WHAT TO DO
Pull each line holding the word "styled" from the data.

STORED DATA
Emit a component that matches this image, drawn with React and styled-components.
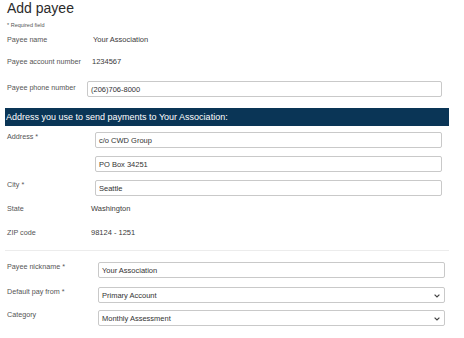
import React from 'react';
import styled, { createGlobalStyle } from 'styled-components';

const GlobalStyle = createGlobalStyle`
  html, body {
    margin: 0;
    padding: 0;
    background: #fff;
  }
  body {
    font-family: "Liberation Sans", Arial, sans-serif;
  }
`;

const Page = styled.div`
  width: 444px;
  padding-left: 5px;
  display: flex;
  flex-direction: column;
  color: #333;
`;

const Title = styled.h1`
  margin: 0 0 0 2px;
  font-size: 14px;
  line-height: 16px;
  font-weight: normal;
  color: #2b2b2b;
`;

const Required = styled.div`
  margin: 5px 0 0 2px;
  font-size: 5.5px;
  line-height: 8px;
  color: #555;
`;

const Row = styled.div`
  display: flex;
  align-items: ${p => (p.$center ? 'center' : 'flex-start')};
  height: ${p => p.$h || 16}px;
  margin-top: ${p => p.$mt || 0}px;
  padding-right: ${p => p.$pr || 7}px;
`;

const Label = styled.div`
  flex: 0 0 ${p => p.$w}px;
  box-sizing: border-box;
  padding-left: 2px;
  font-size: 7.2px;
  line-height: 9px;
  color: #555;
  white-space: nowrap;
`;

const Value = styled.div`
  font-size: 7.5px;
  line-height: 9px;
  color: #3a3a3a;
`;

const Field = styled.div`
  flex: 1;
  position: relative;
  height: 16px;
  box-sizing: border-box;
  border: 1px solid #c9c9c9;
  border-radius: 2px;
  background: #fff;
  display: flex;
  align-items: center;
  padding-left: 3px;
  font-size: 7.5px;
  color: #333;
`;

const Chevron = styled.svg`
  position: absolute;
  right: 4px;
  top: 6px;
`;

const Band = styled.div`
  margin-top: 11px;
  height: 18px;
  background: #0a3556;
  color: #fff;
  font-size: 9px;
  display: flex;
  align-items: center;
  padding-left: 1px;
  white-space: nowrap;
`;

const Divider = styled.hr`
  margin: 10px 0 0 0;
  border: none;
  border-top: 1px solid #ececec;
  height: 0;
`;

function Select({ children }) {
  return (
    <Field>
      {children}
      <Chevron width="6" height="4" viewBox="0 0 6 4">
        <path d="M0.6 0.6 L3 3 L5.4 0.6" fill="none" stroke="#444" strokeWidth="1.2" />
      </Chevron>
    </Field>
  );
}

export default function App() {
  return (
    <>
      <GlobalStyle />
      <Page>
        <Title>Add payee</Title>
        <Required>* Required field</Required>

        <Row $h={18} $mt={1} $center>
          <Label $w={88}>Payee name</Label>
          <Value>Your Association</Value>
        </Row>
        <Row $h={18} $mt={4} $center>
          <Label $w={87}>Payee account number</Label>
          <Value>1234567</Value>
        </Row>
        <Row $mt={11}>
          <Label $w={82} style={{ paddingTop: 2 }}>Payee phone number</Label>
          <Field>(206)706-8000</Field>
        </Row>

        <Band>Address you use to send payments to Your Association:</Band>

        <Row $mt={6}>
          <Label $w={90}>Address *</Label>
          <Field>c/o CWD Group</Field>
        </Row>
        <Row $mt={8}>
          <Label $w={90} />
          <Field>PO Box 34251</Field>
        </Row>
        <Row $mt={8}>
          <Label $w={90}>City *</Label>
          <Field>Seattle</Field>
        </Row>
        <Row $mt={4} $center>
          <Label $w={86}>State</Label>
          <Value>Washington</Value>
        </Row>
        <Row $mt={8} $center>
          <Label $w={86}>ZIP code</Label>
          <Value>98124 - 1251</Value>
        </Row>

        <Divider />

        <Row $mt={11} $pr={4}>
          <Label $w={93}>Payee nickname *</Label>
          <Field>Your Association</Field>
        </Row>
        <Row $mt={9} $pr={4}>
          <Label $w={93}>Default pay from *</Label>
          <Select>Primary Account</Select>
        </Row>
        <Row $mt={7} $pr={4}>
          <Label $w={93}>Category</Label>
          <Select>Monthly Assessment</Select>
        </Row>
      </Page>
    </>
  );
}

WRITTEN RESPONSE
Emit a component that matches this image, drawn with React and styled-components.
import styled, { createGlobalStyle } from 'styled-components';
const Page = styled.div`
const Title = styled.h1`
const Required = styled.div`
const Row = styled.div`
const Label = styled.div`
const Value = styled.div`
const Field = styled.div`
const Chevron = styled.svg`
const Band = styled.div`
const Divider = styled.hr`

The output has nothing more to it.